Dataset section:
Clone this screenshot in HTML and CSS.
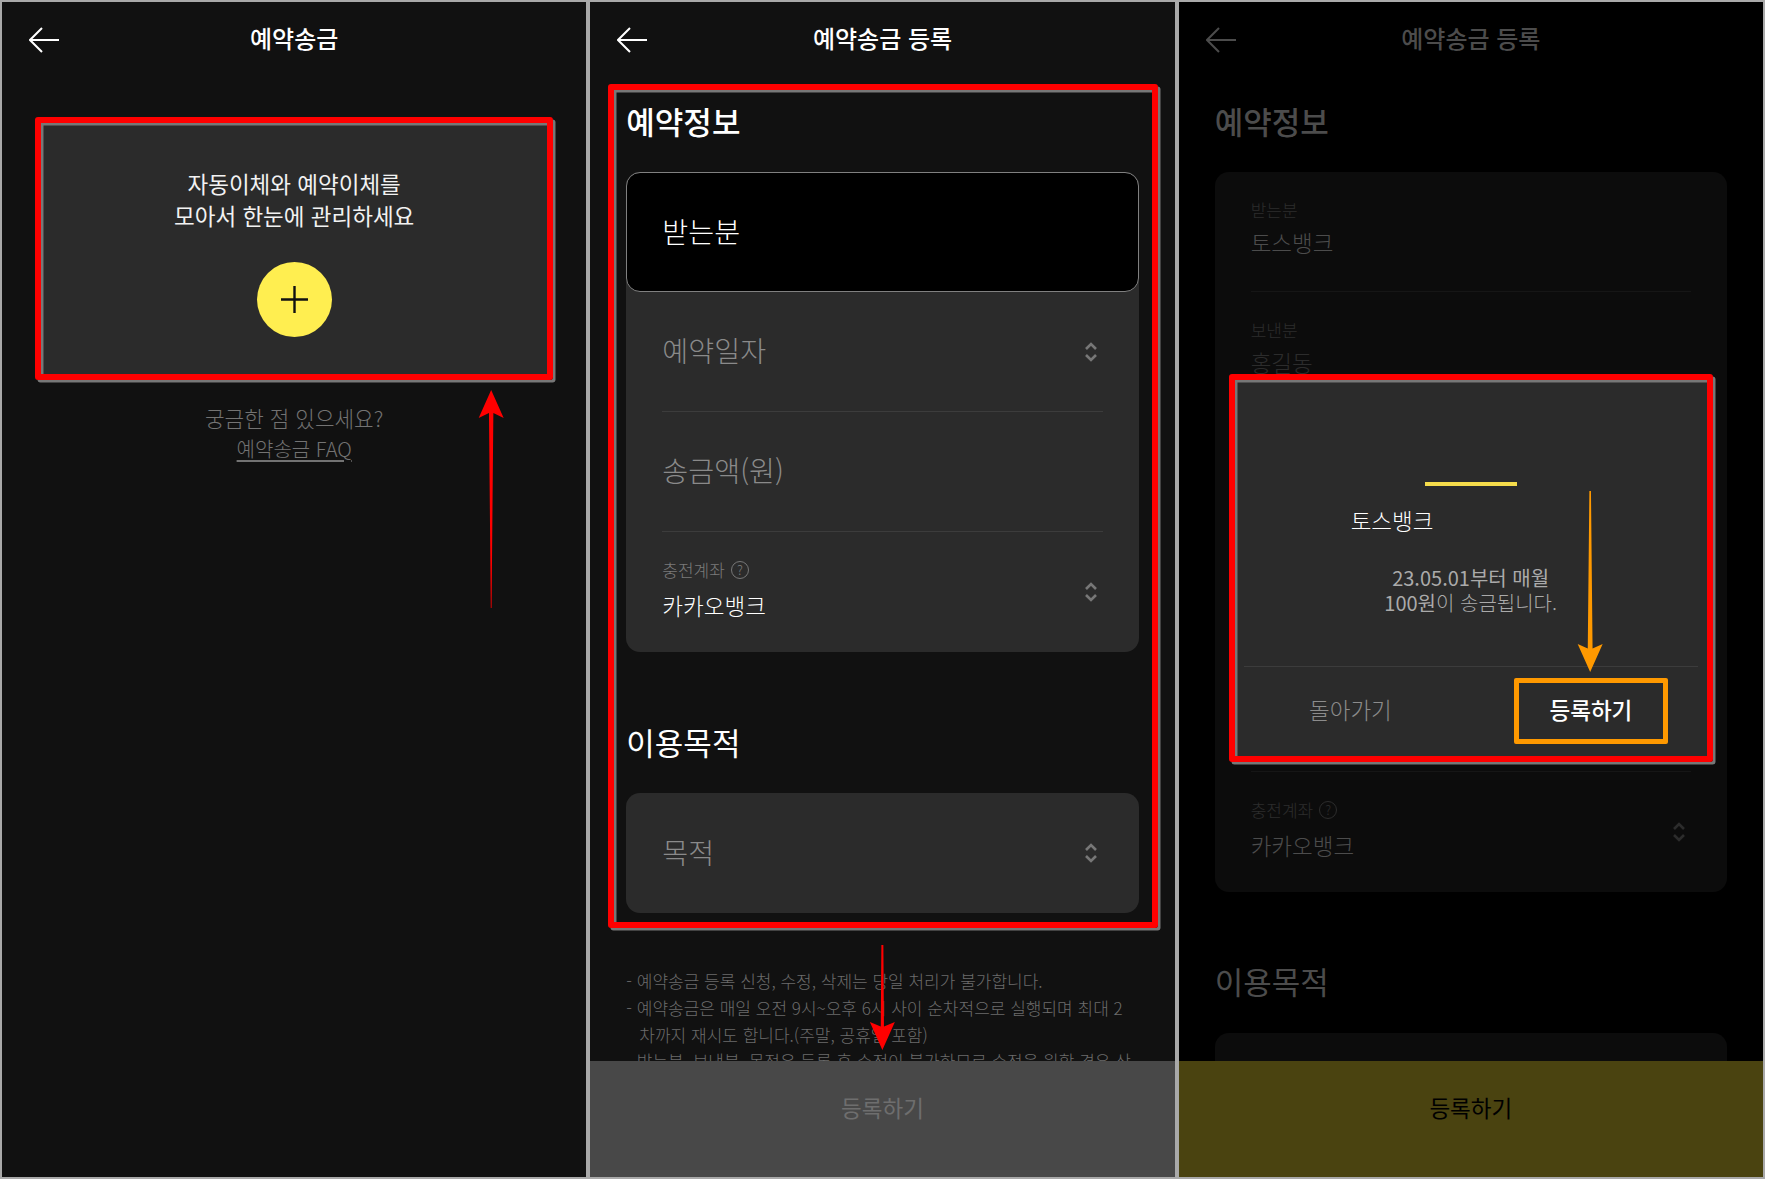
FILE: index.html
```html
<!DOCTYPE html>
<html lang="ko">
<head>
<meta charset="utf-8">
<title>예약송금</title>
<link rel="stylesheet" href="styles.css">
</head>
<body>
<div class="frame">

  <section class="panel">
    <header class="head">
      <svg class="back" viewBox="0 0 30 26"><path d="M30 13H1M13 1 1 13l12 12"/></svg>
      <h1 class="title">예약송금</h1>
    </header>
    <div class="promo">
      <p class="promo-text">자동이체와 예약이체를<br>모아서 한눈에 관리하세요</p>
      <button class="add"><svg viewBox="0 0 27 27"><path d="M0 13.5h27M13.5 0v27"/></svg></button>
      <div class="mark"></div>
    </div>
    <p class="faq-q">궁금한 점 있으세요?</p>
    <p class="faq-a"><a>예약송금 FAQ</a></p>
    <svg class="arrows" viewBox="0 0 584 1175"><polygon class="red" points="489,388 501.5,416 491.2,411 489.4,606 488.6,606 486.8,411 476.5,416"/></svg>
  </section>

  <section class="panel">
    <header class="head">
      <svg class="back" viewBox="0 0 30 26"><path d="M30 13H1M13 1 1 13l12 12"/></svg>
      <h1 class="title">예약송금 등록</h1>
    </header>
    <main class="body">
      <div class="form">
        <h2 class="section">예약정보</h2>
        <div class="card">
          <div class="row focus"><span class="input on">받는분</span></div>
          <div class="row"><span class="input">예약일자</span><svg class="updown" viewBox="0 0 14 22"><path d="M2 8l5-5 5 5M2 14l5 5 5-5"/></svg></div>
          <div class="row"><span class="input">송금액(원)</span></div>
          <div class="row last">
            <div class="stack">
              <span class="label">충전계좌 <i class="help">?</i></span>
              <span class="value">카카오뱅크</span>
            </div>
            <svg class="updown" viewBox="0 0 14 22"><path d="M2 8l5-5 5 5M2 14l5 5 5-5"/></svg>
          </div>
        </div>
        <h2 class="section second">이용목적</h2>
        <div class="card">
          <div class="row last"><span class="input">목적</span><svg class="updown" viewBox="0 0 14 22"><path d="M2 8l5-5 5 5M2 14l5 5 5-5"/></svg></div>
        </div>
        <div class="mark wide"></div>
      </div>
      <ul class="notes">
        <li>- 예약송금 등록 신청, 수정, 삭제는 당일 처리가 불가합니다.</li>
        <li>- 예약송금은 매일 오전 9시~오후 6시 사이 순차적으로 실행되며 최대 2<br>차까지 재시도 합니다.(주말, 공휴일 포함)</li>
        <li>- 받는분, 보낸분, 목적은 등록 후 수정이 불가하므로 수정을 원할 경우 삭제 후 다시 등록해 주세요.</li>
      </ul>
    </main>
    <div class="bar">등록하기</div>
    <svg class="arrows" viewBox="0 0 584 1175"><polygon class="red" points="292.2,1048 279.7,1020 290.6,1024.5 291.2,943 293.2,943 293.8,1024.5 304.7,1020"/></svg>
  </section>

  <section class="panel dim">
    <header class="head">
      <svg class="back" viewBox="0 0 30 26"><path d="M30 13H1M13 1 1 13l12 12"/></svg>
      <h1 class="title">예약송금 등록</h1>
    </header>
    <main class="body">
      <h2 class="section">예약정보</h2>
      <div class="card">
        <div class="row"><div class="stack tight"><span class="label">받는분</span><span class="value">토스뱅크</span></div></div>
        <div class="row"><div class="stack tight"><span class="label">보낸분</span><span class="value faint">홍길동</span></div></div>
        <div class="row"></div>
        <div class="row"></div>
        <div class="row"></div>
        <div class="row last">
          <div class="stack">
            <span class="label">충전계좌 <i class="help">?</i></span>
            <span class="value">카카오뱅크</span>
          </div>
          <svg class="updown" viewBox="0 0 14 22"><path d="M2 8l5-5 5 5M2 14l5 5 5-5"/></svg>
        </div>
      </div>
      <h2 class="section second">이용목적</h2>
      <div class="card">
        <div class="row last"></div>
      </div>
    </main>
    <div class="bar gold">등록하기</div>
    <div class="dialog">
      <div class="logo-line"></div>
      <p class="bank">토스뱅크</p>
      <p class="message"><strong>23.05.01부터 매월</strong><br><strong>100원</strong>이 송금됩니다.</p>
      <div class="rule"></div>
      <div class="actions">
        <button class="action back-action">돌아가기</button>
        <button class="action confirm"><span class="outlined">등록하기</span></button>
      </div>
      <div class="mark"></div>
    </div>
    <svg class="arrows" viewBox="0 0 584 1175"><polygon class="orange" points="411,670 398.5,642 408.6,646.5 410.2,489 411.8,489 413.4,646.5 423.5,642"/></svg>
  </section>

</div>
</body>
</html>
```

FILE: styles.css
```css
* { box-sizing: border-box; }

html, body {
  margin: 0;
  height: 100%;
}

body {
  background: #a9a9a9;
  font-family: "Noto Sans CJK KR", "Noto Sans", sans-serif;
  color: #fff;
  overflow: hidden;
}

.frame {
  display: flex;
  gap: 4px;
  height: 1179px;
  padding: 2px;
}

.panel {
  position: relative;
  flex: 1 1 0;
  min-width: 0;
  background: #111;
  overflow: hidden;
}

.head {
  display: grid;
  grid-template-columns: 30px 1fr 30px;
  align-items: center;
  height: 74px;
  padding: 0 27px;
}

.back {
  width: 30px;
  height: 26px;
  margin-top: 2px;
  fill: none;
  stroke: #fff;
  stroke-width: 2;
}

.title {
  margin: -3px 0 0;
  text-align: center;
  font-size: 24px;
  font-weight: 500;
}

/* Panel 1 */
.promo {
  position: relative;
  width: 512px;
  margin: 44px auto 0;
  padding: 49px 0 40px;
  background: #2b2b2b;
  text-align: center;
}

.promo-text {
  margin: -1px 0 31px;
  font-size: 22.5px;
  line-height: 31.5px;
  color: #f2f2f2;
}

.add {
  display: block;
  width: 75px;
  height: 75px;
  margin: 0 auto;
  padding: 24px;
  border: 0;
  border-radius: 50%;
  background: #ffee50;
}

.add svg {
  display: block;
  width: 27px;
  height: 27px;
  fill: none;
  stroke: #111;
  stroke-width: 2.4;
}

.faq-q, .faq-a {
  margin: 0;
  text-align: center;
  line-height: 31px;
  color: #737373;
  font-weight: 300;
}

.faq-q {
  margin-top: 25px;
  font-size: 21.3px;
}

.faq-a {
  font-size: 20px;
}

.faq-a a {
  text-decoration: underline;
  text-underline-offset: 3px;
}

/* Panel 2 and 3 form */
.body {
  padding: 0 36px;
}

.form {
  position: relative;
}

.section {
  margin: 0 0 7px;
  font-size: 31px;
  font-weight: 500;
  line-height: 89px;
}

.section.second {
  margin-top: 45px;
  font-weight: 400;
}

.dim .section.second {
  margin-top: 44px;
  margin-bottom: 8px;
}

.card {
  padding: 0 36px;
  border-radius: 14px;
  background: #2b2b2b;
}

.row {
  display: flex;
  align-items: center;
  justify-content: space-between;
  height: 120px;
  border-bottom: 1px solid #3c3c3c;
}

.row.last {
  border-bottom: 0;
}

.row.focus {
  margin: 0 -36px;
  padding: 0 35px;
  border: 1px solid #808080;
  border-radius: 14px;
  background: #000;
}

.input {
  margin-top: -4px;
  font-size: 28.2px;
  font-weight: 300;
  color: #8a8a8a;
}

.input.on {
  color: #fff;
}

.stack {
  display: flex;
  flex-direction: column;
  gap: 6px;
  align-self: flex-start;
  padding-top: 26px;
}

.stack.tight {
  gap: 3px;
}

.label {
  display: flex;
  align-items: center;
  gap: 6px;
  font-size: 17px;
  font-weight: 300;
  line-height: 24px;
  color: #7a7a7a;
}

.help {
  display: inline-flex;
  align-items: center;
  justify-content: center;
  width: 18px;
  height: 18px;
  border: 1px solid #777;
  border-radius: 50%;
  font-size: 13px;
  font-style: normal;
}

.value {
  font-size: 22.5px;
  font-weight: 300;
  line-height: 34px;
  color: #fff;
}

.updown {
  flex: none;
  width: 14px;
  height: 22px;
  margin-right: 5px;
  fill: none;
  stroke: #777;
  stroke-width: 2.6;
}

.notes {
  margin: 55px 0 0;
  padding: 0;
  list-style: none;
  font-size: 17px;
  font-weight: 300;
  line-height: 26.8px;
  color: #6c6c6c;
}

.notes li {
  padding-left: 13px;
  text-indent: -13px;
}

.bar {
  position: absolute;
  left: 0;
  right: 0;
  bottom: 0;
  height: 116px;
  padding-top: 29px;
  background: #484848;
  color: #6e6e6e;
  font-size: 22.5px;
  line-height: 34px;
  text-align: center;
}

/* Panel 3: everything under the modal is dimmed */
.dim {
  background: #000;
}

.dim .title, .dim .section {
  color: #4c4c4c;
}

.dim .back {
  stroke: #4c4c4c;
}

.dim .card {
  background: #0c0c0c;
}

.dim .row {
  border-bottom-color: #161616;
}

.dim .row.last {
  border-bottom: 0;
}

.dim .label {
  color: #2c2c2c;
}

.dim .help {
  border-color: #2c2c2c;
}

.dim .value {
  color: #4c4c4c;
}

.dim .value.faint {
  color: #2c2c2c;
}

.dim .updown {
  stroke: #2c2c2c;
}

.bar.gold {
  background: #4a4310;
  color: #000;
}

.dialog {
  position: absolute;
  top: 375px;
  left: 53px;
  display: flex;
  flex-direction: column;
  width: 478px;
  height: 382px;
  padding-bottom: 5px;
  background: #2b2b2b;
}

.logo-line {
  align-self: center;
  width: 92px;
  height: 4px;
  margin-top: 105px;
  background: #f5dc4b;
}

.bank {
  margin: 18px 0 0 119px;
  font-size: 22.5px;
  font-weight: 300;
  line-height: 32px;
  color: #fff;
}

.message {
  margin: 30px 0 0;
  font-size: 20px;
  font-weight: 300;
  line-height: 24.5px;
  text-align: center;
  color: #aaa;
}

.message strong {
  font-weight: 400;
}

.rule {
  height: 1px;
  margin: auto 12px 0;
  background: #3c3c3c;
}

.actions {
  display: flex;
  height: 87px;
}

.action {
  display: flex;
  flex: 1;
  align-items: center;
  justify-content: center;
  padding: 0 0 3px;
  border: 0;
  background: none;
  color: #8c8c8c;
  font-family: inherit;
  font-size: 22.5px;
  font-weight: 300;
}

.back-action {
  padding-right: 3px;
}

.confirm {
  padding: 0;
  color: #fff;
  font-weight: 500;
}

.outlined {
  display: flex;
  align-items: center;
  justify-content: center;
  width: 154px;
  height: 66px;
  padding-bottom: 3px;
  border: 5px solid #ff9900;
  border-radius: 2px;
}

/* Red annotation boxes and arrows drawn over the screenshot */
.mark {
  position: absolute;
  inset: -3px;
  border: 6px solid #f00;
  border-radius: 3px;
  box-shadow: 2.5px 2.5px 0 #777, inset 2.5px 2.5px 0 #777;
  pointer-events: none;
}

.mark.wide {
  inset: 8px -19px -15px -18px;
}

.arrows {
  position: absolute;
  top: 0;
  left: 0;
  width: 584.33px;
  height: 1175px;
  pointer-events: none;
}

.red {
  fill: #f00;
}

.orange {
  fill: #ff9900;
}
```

Exercise instructions: Find each line that has the word "screenshot", then copy it out.

Solution:
Clone this screenshot in HTML and CSS.
/* Red annotation boxes and arrows drawn over the screenshot */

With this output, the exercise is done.